Im anschließenden Gespräch mit Hagit Moshe, der stellvertretenden Bürgermeisterin und Bildungsbeauftragten Jerusalems, stand vor allem die Bildungspolitik im Vordergrund. Dabei wurde die Rücksichtnahme auf die besonderen Bedürfnisse der verschiedenen Bevölkerungsgruppen, indem ganz unterschiedliche Schulformen zugelassen werden, sehr deutlich.
Beim gemeinsamen Abendessen mit dem israelischen Journalisten arabischer Abstammung, Khaled Abu Taome, war die Gruppe besonderes interessiert an der Situation arabischer Bürger Israels sowie ihre Rolle im und Wahrnehmung des israelisch-palästinensischen Konflikts. Toame zufolge seien die meisten arabischen Israelis vollständig in den Rest der Gesellschaft integriert.

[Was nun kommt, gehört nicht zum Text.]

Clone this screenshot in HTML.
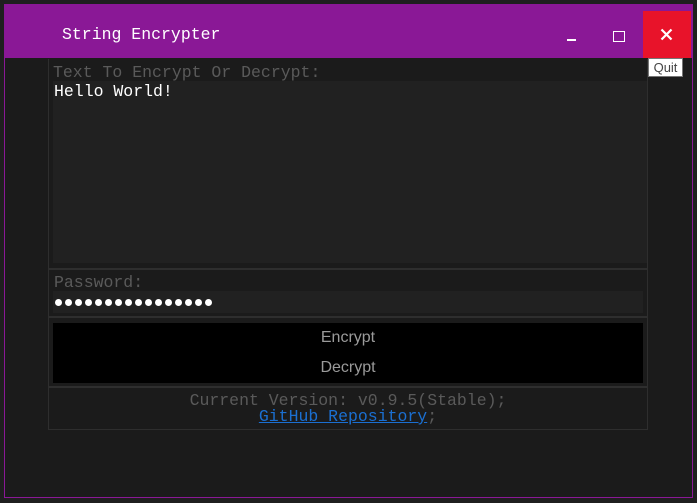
<!DOCTYPE html>
<html><head><meta charset="utf-8"><style>
*{margin:0;padding:0;box-sizing:border-box}
body{width:697px;height:503px;background:#1f1f1f;position:relative;overflow:hidden;font-family:"Liberation Mono",monospace}
.a{position:absolute}
.mono{font-family:"Liberation Mono",monospace;font-size:16.5px;white-space:pre}
.d{display:inline-block;width:7px;height:7px;border-radius:50%;background:#fff;margin-right:3px}
</style></head><body>
<div class="a" style="left:4px;top:4px;width:689px;height:494px;border:1px solid #8a1896;background:#1b1b1b"></div>
<div class="a" style="left:4px;top:4px;width:689px;height:54px;background:#8a1896"></div>
<div class="a mono" style="left:62px;top:25px;color:#fff;line-height:20px">String Encrypter</div>
<div class="a" style="left:567px;top:39px;width:9px;height:2px;background:#fff"></div>
<div class="a" style="left:613px;top:31px;width:12px;height:11px;border:1.5px solid #fff"></div>
<div class="a" style="left:643px;top:11px;width:48px;height:47px;background:#e8132a"></div>
<svg class="a" style="left:660px;top:28px" width="13" height="13"><path d="M1.5 1.5L11.5 11.5M11.5 1.5L1.5 11.5" stroke="#fff" stroke-width="2.2"/></svg>
<div class="a" style="left:648px;top:58px;width:35px;height:19px;background:#fff;border:1px solid #767676;font-family:'Liberation Sans',sans-serif;font-size:13px;color:#444;text-align:center;line-height:17px">Quit</div>
<div class="a" style="left:48px;top:59px;width:600px;height:371px;border:1px solid #2e2e2e;border-top:none"></div>
<div class="a" style="left:48px;top:268px;width:600px;height:2px;background:#2e2e2e"></div>
<div class="a" style="left:48px;top:316px;width:600px;height:2px;background:#2e2e2e"></div>
<div class="a" style="left:48px;top:386px;width:600px;height:2px;background:#2e2e2e"></div>
<div class="a mono" style="left:53px;top:63px;color:#5a5a5a;line-height:20px">Text To Encrypt Or Decrypt:</div>
<div class="a" style="left:53px;top:81px;width:594px;height:182px;background:#212121"></div>
<div class="a mono" style="left:54px;top:82px;color:#fff;line-height:20px">Hello World!</div>
<div class="a mono" style="left:54px;top:273px;color:#5a5a5a;line-height:20px">Password:</div>
<div class="a" style="left:53px;top:291px;width:590px;height:22px;background:#212121"></div>
<div class="a" style="left:55px;top:299px;height:8px;line-height:0;white-space:nowrap"><span class="d"></span><span class="d"></span><span class="d"></span><span class="d"></span><span class="d"></span><span class="d"></span><span class="d"></span><span class="d"></span><span class="d"></span><span class="d"></span><span class="d"></span><span class="d"></span><span class="d"></span><span class="d"></span><span class="d"></span><span class="d"></span></div>
<div class="a" style="left:53px;top:323px;width:590px;height:60px;background:#000"></div>
<div class="a" style="left:53px;top:328px;width:590px;text-align:center;font-family:'Liberation Sans',sans-serif;font-size:16px;color:#9a9a9a;line-height:20px">Encrypt</div>
<div class="a" style="left:53px;top:358px;width:590px;text-align:center;font-family:'Liberation Sans',sans-serif;font-size:16px;color:#9a9a9a;line-height:20px">Decrypt</div>
<div class="a mono" style="left:48px;top:392px;width:600px;text-align:center;color:#5a5a5a;line-height:17px">Current Version: v0.9.5(Stable);</div>
<div class="a mono" style="left:48px;top:408px;width:600px;text-align:center;color:#5a5a5a;line-height:17px"><span style="color:#1b6fd1;text-decoration:underline">GitHub Repository</span>;</div>
</body></html>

So bilden sie mit rund 20 Prozent der Belegschaft einen essentiellen Bestandteil der israelischen Polizei. Dennoch werden sie vor allem durch Vertreter des rechten Parteienspektrums oft der Illoyalität gegenüber Israel bezichtigt und dadurch stigmatisiert.
Der dritte Tag der Reise widmete sich gänzlich einem Besuch der MUNI World, einer jährlichen Konferenz, die sich auf Innovationen, Nachhaltigkeit sowie Urban Planning fokusiert und Besucherinnen und Besucher aus der ganzen Welt anzieht. Als Teilnehmerin des Panels „The Weakest Link: The Human Factors in Cyber Security in the Local Government“ verwies Brigitte Zypries auf die Notwendigkeit einer ganzheitlichen Herangehensweise. Es dürfen weder die entsprechende Ausbildung noch die Sensibilisierung der Menschen für das Thema als wesentliche Aspekte der Sicherheit vernachlässigt werden. Im persönlichen Austausch mit Dr. Erel Margalit, Gründer und Vorsitzender der Jerusalem Ventures Partners, wurden konkrete Projekte deutsch-israelischer Zusammenarbeit im Startup-Bereich besprochen, wie die Eröffnung eines International Cyber Centers in Deutschland. Auch beim Austausch mit Uwe Becker, Bürgermeister in Frankfurt am Main und Präsident der Deutsch-Israelischen Gesellschaft wurden die Synergien betont, die sich aus dieser Zusammenarbeit ergeben.
Trotz des Fokus auf gegenwärtige und künftige Themen der deutsch-israelischen Beziehungen kam auch die Geschichte nicht zu kurz. Die Führung durch die Gedenkstätte Yad Vashem war für alle Teilnehmer wohl der schwerste und emotionalste Programmpunkt der Reise. Gleichwohl diente der Besuch den Teilnehmern als erneute Vergegenwärtigung der historischen Verantwortung Deutschlands gegenüber Juden und Jüdinnen sowie dem Staat Israel. Beim anschließenden Austausch mit dem deutsch-israelischen Autor und Politologen, Rafael Seligman, wurde noch einmal deutlich, wie sehr die Schreckenstaten der NS-Zeit die Leben von Millionen von Juden und Jüdinnen nachhaltig geprägt haben. Mahnende Worte gab es an die Kommunalpolitiker angesichts des steigenden Antisemitismus in Deutschland. Die Teilnehmer stimmten den Worten des Bundespräsidenten Frank-Walter Steinmeier vom 23. Januar 2020 zu, der unterstrich, dass es für Deutsche keinen Schlussstrich unter der Geschichte der Shoa geben darf.